Perhaps the finest hour of the Missouri was the day the Japanese surrendered on her deck. She was in Tokyo Bay and Japan’s representatives apparently expected to be killed when they boarded the ship; perhaps that’s what they’d have done to a surrendering enemy. In any case, Douglas MacArthur and some Allied representatives signed some paperwork and it was all over. Imagine the relief of an actual end, a treaty between countries. World War II was the last war the U.S. declared, and V-J Day was the last real victory.
Among them the Arizona, Bowfin, and Missouri represent the beginning, middle, and end of America’s war in the Pacific. Today the Missouri’s big guns are at a 45-degree angle, as they would be to fire a salute. They are in fact saluting the Arizona memorial, beneath which many brothers in arms still lie entombed in their ship.
Of all the brave warriors in the U.S. forces, it was said (by cartoonist Bill Mauldin, among others) that the Nisei were second to none. Nisei were people born in the U.S. (or Canada) whose parents were immigrants from Japan. Some of those parents were interned in camps in the United States, but that didn’t stop their sons from being drafted, or from fighting courageously. The same could be said of the many black troops who were treated far from equally at home, and who were segregated in the armed forces themselves. It’s a great stain on an otherwise honorable time. Somehow America’s largest single ethnic group, German-Americans, did not end up in internment camps.

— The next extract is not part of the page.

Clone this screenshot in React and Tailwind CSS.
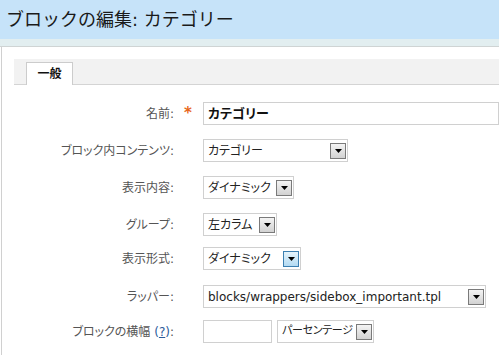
import React from 'react';

const font = "font-['DejaVu_Sans','Noto_Sans_CJK_JP',sans-serif]";

const Arrow = ({ hover }) => (
  <span
    className={`flex h-[16px] w-[16px] shrink-0 items-center justify-center border ${
      hover
        ? 'border-[#3c7fb1] bg-gradient-to-b from-[#e5f4fc] to-[#b3daf2]'
        : 'border-[#7a7a7a] bg-gradient-to-b from-[#f4f4f4] to-[#d2d2d2]'
    }`}
  >
    <svg width="7" height="4" viewBox="0 0 7 4">
      <path d="M0 0h7L3.5 4z" fill="#000" />
    </svg>
  </span>
);

const Select = ({ width, children, hover, tight }) => (
  <div
    className={`flex h-[23px] items-center justify-between border border-[#d0d0d0] bg-white pl-[4px] pr-[1px] ${width}`}
  >
    <span
      className={`whitespace-nowrap text-[#222] [font-feature-settings:'palt'] ${
        tight ? 'text-[11px] tracking-[-0.3px]' : 'text-[12px]'
      }`}
    >
      {children}
    </span>
    <Arrow hover={hover} />
  </div>
);

const Row = ({ label, req, mt, children }) => (
  <div className={`flex h-[23px] items-center ${mt}`}>
    <div className="w-[162px] whitespace-nowrap pr-[2px] text-right text-[12px] text-[#555] [font-feature-settings:'palt']">
      {label}
    </div>
    <div className="flex w-[27px] justify-center pr-[3px] text-[15px] font-bold text-[#e8661c]">
      {req ? '*' : ''}
    </div>
    {children}
  </div>
);

export default function App() {
  return (
    <div className={`h-[355px] w-[499px] overflow-hidden bg-white ${font}`}>
      <div className="flex h-[39px] items-center bg-[#c6e3f9] pl-[6px]">
        <h1 className="text-[18px] font-normal text-[#1a1a1a]">
          ブロックの編集: カテゴリー
        </h1>
      </div>
      <div className="h-[8px] border-b border-[#cfd4d4] bg-[#e2eef0]" />
      <div className="ml-[1px] h-full border-l border-[#d0d0d0] pl-[12px] pt-[12px]">
        <div className="flex h-[26px] items-end border-b border-[#d4d4d4] bg-[#f2f2f2] pl-[12px]">
          <div className="-mb-px flex h-[23px] w-[47px] items-center justify-center border border-b-0 border-[#cccccc] bg-white text-[12px] font-bold text-[#111]">
            一般
          </div>
        </div>

        <Row label="名前:" req mt="mt-[17px]">
          <div className="flex h-[23px] flex-1 items-center border border-[#d0d0d0] bg-white pl-[4px] text-[13px] font-bold text-[#111] [font-feature-settings:'palt']">
            カテゴリー
          </div>
        </Row>
        <Row label="ブロック内コンテンツ:" mt="mt-[14px]">
          <Select width="w-[145px]">カテゴリー</Select>
        </Row>
        <Row label="表示内容:" mt="mt-[14px]">
          <Select width="w-[91px]">ダイナミック</Select>
        </Row>
        <Row label="グループ:" mt="mt-[14px]">
          <Select width="w-[74px]">左カラム</Select>
        </Row>
        <Row label="表示形式:" mt="mt-[11px]">
          <Select width="w-[98px]" hover>
            ダイナミック
          </Select>
        </Row>
        <Row label="ラッパー:" mt="mt-[15px]">
          <Select width="w-[283px]">blocks/wrappers/sidebox_important.tpl</Select>
        </Row>
        <Row
          label={
            <>
              ブロックの横幅{' '}
              <span className="text-[#2a5a9a]">
                (<span className="underline">?</span>)
              </span>
              :
            </>
          }
          mt="mt-[12px]"
        >
          <div className="h-[23px] w-[69px] border border-[#d0d0d0] bg-white" />
          <div className="ml-[5px]">
            <Select width="w-[97px]" tight>
              パーセンテージ
            </Select>
          </div>
        </Row>
      </div>
    </div>
  );
}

At Pearl Harbor we met the daughter-in-law of a native Hawaiian, “Uncle Herb,” who was a veteran of that day. Uncle Herb recently passed away, but before that he spent decades volunteering at the memorial and talking to people about his experience. Now his daughter-in-law is carrying on his memory. It reminded me of the stunning tour we had at Auschwitz, where our Polish guide revealed that she was the daughter-in-law of a survivor.
It also reminded me of the uncles in my family. After the war and his injuries at Pearl Harbor, Uncle Clyde was stationed in occupied Japan. There he married Aunt KoKo, one of the most delightful Americans I ever met. That is part of the story too.